--- Task description ---
Make an exact copy of the lines, leaving the pictures out.

------ Entries supplied ------

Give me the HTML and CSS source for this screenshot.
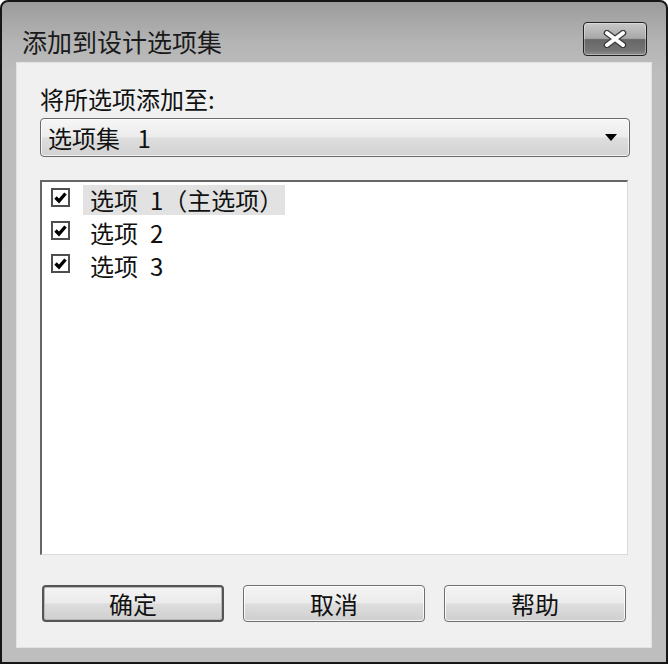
FILE: index.html
```html
<!DOCTYPE html>
<html lang="zh-CN">
<head>
    <meta charset="UTF-8">
    <title>添加到设计选项集</title>
    <link rel="stylesheet" href="styles.css">
</head>
<body>
    <div class="window">
        <div class="titlebar">
            <span class="title">添加到设计选项集</span>
            <button class="close-btn" aria-label="关闭">
                <svg width="24" height="18" viewBox="0 0 24 18">
                    <path d="M4 3 L20 15 M20 3 L4 15" stroke="#3a3a3a" stroke-width="6.5" stroke-linecap="round"/>
                    <path d="M4 3 L20 15 M20 3 L4 15" stroke="#ffffff" stroke-width="4" stroke-linecap="round"/>
                </svg>
            </button>
        </div>
        <div class="client">
            <label class="field-label">将所选项添加至:</label>
            <div class="combo">
                <span class="combo-text">选项集&ensp; 1</span>
                <span class="combo-arrow"></span>
            </div>
            <div class="listbox">
                <div class="list-row">
                    <span class="checkbox">
                        <svg width="15" height="15" viewBox="0 0 15 15"><path d="M2.5 7.5 L6 11 L12.5 3.5" fill="none" stroke="#000" stroke-width="3.4"/></svg>
                    </span>
                    <span class="row-text selected">选项&ensp;1（主选项）</span>
                </div>
                <div class="list-row">
                    <span class="checkbox">
                        <svg width="15" height="15" viewBox="0 0 15 15"><path d="M2.5 7.5 L6 11 L12.5 3.5" fill="none" stroke="#000" stroke-width="3.4"/></svg>
                    </span>
                    <span class="row-text">选项&ensp;2</span>
                </div>
                <div class="list-row">
                    <span class="checkbox">
                        <svg width="15" height="15" viewBox="0 0 15 15"><path d="M2.5 7.5 L6 11 L12.5 3.5" fill="none" stroke="#000" stroke-width="3.4"/></svg>
                    </span>
                    <span class="row-text">选项&ensp;3</span>
                </div>
            </div>
            <div class="button-row">
                <button class="btn default">确定</button>
                <button class="btn">取消</button>
                <button class="btn">帮助</button>
            </div>
        </div>
    </div>
</body>
</html>
```

FILE: styles.css
```css
html, body {
    margin: 0;
    padding: 0;
    background: #ffffff;
}
body {
    font-family: "Noto Sans CJK SC", "Liberation Sans", sans-serif;
    color: #111;
}
.window {
    box-sizing: border-box;
    width: 668px;
    height: 664px;
    border: 2px solid #161616;
    border-radius: 8px 8px 0 0;
    background: linear-gradient(to bottom, #9c9c9c 0px, #b4b4b4 40px, #bdbdbd 70px, #bebebe 100%);
    padding: 0 14px 14px 14px;
    display: flex;
    flex-direction: column;
}
.titlebar {
    height: 60px;
    display: flex;
    justify-content: space-between;
    align-items: flex-start;
}
.title {
    font-size: 25px;
    line-height: 30px;
    margin-top: 24px;
    padding-left: 6px;
    color: #1a1a1a;
}
.close-btn {
    width: 64px;
    height: 34px;
    margin-top: 20px;
    margin-right: 5px;
    padding: 0;
    border: 1px solid #222;
    border-radius: 4px;
    background: linear-gradient(to bottom, #c8c8c8 0%, #a8a8a8 48%, #676767 52%, #747474 85%, #8e8e8e 100%);
    box-shadow: inset 0 0 0 1px rgba(255, 255, 255, 0.35);
    display: flex;
    align-items: center;
    justify-content: center;
}
.client {
    flex: 1;
    background: #f0f0f0;
    padding: 22px 22px 0 24px;
    display: flex;
    flex-direction: column;
    box-shadow: inset 0 0 0 1px #e2e2e2;
}
.field-label {
    font-size: 24px;
    line-height: 30px;
    height: 30px;
}
.combo {
    margin-top: 4px;
    height: 39px;
    box-sizing: border-box;
    border: 1px solid #6a6a6a;
    border-radius: 4px;
    background: linear-gradient(to bottom, #f6f6f6 0%, #ececec 48%, #dedede 52%, #d2d2d2 100%);
    box-shadow: inset 0 0 0 1px rgba(255, 255, 255, 0.7);
    display: flex;
    align-items: center;
    justify-content: space-between;
    padding: 0 12px 0 7px;
}
.combo-text {
    font-size: 24px;
    line-height: 30px;
}
.combo-arrow {
    width: 0;
    height: 0;
    border-left: 6px solid transparent;
    border-right: 6px solid transparent;
    border-top: 7px solid #000;
}
.listbox {
    margin-top: 23px;
    width: 588px;
    height: 375px;
    box-sizing: border-box;
    background: #fff;
    border-top: 2px solid #666;
    border-left: 2px solid #666;
    border-right: 1px solid #dadada;
    border-bottom: 1px solid #dadada;
    padding-top: 3px;
}
.list-row {
    height: 33px;
    display: flex;
    align-items: flex-start;
}
.checkbox {
    box-sizing: border-box;
    width: 19px;
    height: 19px;
    margin: 3px 13px 0 9px;
    border: 2px solid #4e4e4e;
    background: #fff;
    display: flex;
    align-items: center;
    justify-content: center;
}
.row-text {
    font-size: 24px;
    line-height: 30px;
    height: 30px;
    padding: 0 2px 0 7px;
    white-space: pre;
}
.row-text.selected {
    background: #e2e2e2;
}
.button-row {
    margin-top: 30px;
    padding: 0 2px;
    display: flex;
    gap: 19px;
}
.btn {
    width: 182px;
    height: 37px;
    box-sizing: border-box;
    font-family: inherit;
    font-size: 24px;
    line-height: 30px;
    color: #111;
    padding: 0;
    border: 1px solid #707070;
    border-radius: 4px;
    background: linear-gradient(to bottom, #f4f4f4 0%, #ebebeb 48%, #dddddd 52%, #cfcfcf 100%);
    box-shadow: inset 0 0 0 1px rgba(255, 255, 255, 0.8);
}
.btn.default {
    border: 2px solid #555;
    box-shadow: inset 0 0 0 1px #b8b8b8;
}
```
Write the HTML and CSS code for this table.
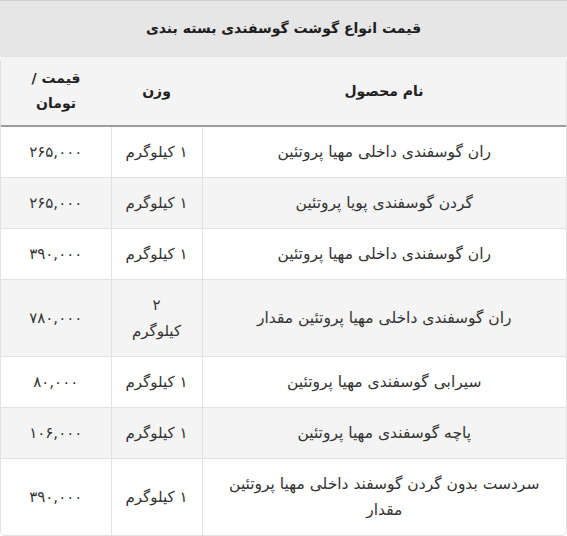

------

--- Result of the exercise ---
Give me the HTML and CSS source for this screenshot.
FILE: index.html
```html
<!DOCTYPE html>
<html lang="zh-CN">
<head>
    <meta charset="UTF-8">
    <title>添加到设计选项集</title>
    <link rel="stylesheet" href="styles.css">
</head>
<body>
    <div class="window">
        <div class="titlebar">
            <span class="title">添加到设计选项集</span>
            <button class="close-btn" aria-label="关闭">
                <svg width="24" height="18" viewBox="0 0 24 18">
                    <path d="M4 3 L20 15 M20 3 L4 15" stroke="#3a3a3a" stroke-width="6.5" stroke-linecap="round"/>
                    <path d="M4 3 L20 15 M20 3 L4 15" stroke="#ffffff" stroke-width="4" stroke-linecap="round"/>
                </svg>
            </button>
        </div>
        <div class="client">
            <label class="field-label">将所选项添加至:</label>
            <div class="combo">
                <span class="combo-text">选项集&ensp; 1</span>
                <span class="combo-arrow"></span>
            </div>
            <div class="listbox">
                <div class="list-row">
                    <span class="checkbox">
                        <svg width="15" height="15" viewBox="0 0 15 15"><path d="M2.5 7.5 L6 11 L12.5 3.5" fill="none" stroke="#000" stroke-width="3.4"/></svg>
                    </span>
                    <span class="row-text selected">选项&ensp;1（主选项）</span>
                </div>
                <div class="list-row">
                    <span class="checkbox">
                        <svg width="15" height="15" viewBox="0 0 15 15"><path d="M2.5 7.5 L6 11 L12.5 3.5" fill="none" stroke="#000" stroke-width="3.4"/></svg>
                    </span>
                    <span class="row-text">选项&ensp;2</span>
                </div>
                <div class="list-row">
                    <span class="checkbox">
                        <svg width="15" height="15" viewBox="0 0 15 15"><path d="M2.5 7.5 L6 11 L12.5 3.5" fill="none" stroke="#000" stroke-width="3.4"/></svg>
                    </span>
                    <span class="row-text">选项&ensp;3</span>
                </div>
            </div>
            <div class="button-row">
                <button class="btn default">确定</button>
                <button class="btn">取消</button>
                <button class="btn">帮助</button>
            </div>
        </div>
    </div>
</body>
</html>
```

FILE: styles.css
```css
html, body {
    margin: 0;
    padding: 0;
    background: #ffffff;
}
body {
    font-family: "Noto Sans CJK SC", "Liberation Sans", sans-serif;
    color: #111;
}
.window {
    box-sizing: border-box;
    width: 668px;
    height: 664px;
    border: 2px solid #161616;
    border-radius: 8px 8px 0 0;
    background: linear-gradient(to bottom, #9c9c9c 0px, #b4b4b4 40px, #bdbdbd 70px, #bebebe 100%);
    padding: 0 14px 14px 14px;
    display: flex;
    flex-direction: column;
}
.titlebar {
    height: 60px;
    display: flex;
    justify-content: space-between;
    align-items: flex-start;
}
.title {
    font-size: 25px;
    line-height: 30px;
    margin-top: 24px;
    padding-left: 6px;
    color: #1a1a1a;
}
.close-btn {
    width: 64px;
    height: 34px;
    margin-top: 20px;
    margin-right: 5px;
    padding: 0;
    border: 1px solid #222;
    border-radius: 4px;
    background: linear-gradient(to bottom, #c8c8c8 0%, #a8a8a8 48%, #676767 52%, #747474 85%, #8e8e8e 100%);
    box-shadow: inset 0 0 0 1px rgba(255, 255, 255, 0.35);
    display: flex;
    align-items: center;
    justify-content: center;
}
.client {
    flex: 1;
    background: #f0f0f0;
    padding: 22px 22px 0 24px;
    display: flex;
    flex-direction: column;
    box-shadow: inset 0 0 0 1px #e2e2e2;
}
.field-label {
    font-size: 24px;
    line-height: 30px;
    height: 30px;
}
.combo {
    margin-top: 4px;
    height: 39px;
    box-sizing: border-box;
    border: 1px solid #6a6a6a;
    border-radius: 4px;
    background: linear-gradient(to bottom, #f6f6f6 0%, #ececec 48%, #dedede 52%, #d2d2d2 100%);
    box-shadow: inset 0 0 0 1px rgba(255, 255, 255, 0.7);
    display: flex;
    align-items: center;
    justify-content: space-between;
    padding: 0 12px 0 7px;
}
.combo-text {
    font-size: 24px;
    line-height: 30px;
}
.combo-arrow {
    width: 0;
    height: 0;
    border-left: 6px solid transparent;
    border-right: 6px solid transparent;
    border-top: 7px solid #000;
}
.listbox {
    margin-top: 23px;
    width: 588px;
    height: 375px;
    box-sizing: border-box;
    background: #fff;
    border-top: 2px solid #666;
    border-left: 2px solid #666;
    border-right: 1px solid #dadada;
    border-bottom: 1px solid #dadada;
    padding-top: 3px;
}
.list-row {
    height: 33px;
    display: flex;
    align-items: flex-start;
}
.checkbox {
    box-sizing: border-box;
    width: 19px;
    height: 19px;
    margin: 3px 13px 0 9px;
    border: 2px solid #4e4e4e;
    background: #fff;
    display: flex;
    align-items: center;
    justify-content: center;
}
.row-text {
    font-size: 24px;
    line-height: 30px;
    height: 30px;
    padding: 0 2px 0 7px;
    white-space: pre;
}
.row-text.selected {
    background: #e2e2e2;
}
.button-row {
    margin-top: 30px;
    padding: 0 2px;
    display: flex;
    gap: 19px;
}
.btn {
    width: 182px;
    height: 37px;
    box-sizing: border-box;
    font-family: inherit;
    font-size: 24px;
    line-height: 30px;
    color: #111;
    padding: 0;
    border: 1px solid #707070;
    border-radius: 4px;
    background: linear-gradient(to bottom, #f4f4f4 0%, #ebebeb 48%, #dddddd 52%, #cfcfcf 100%);
    box-shadow: inset 0 0 0 1px rgba(255, 255, 255, 0.8);
}
.btn.default {
    border: 2px solid #555;
    box-shadow: inset 0 0 0 1px #b8b8b8;
}
```
Write the HTML and CSS code for this table.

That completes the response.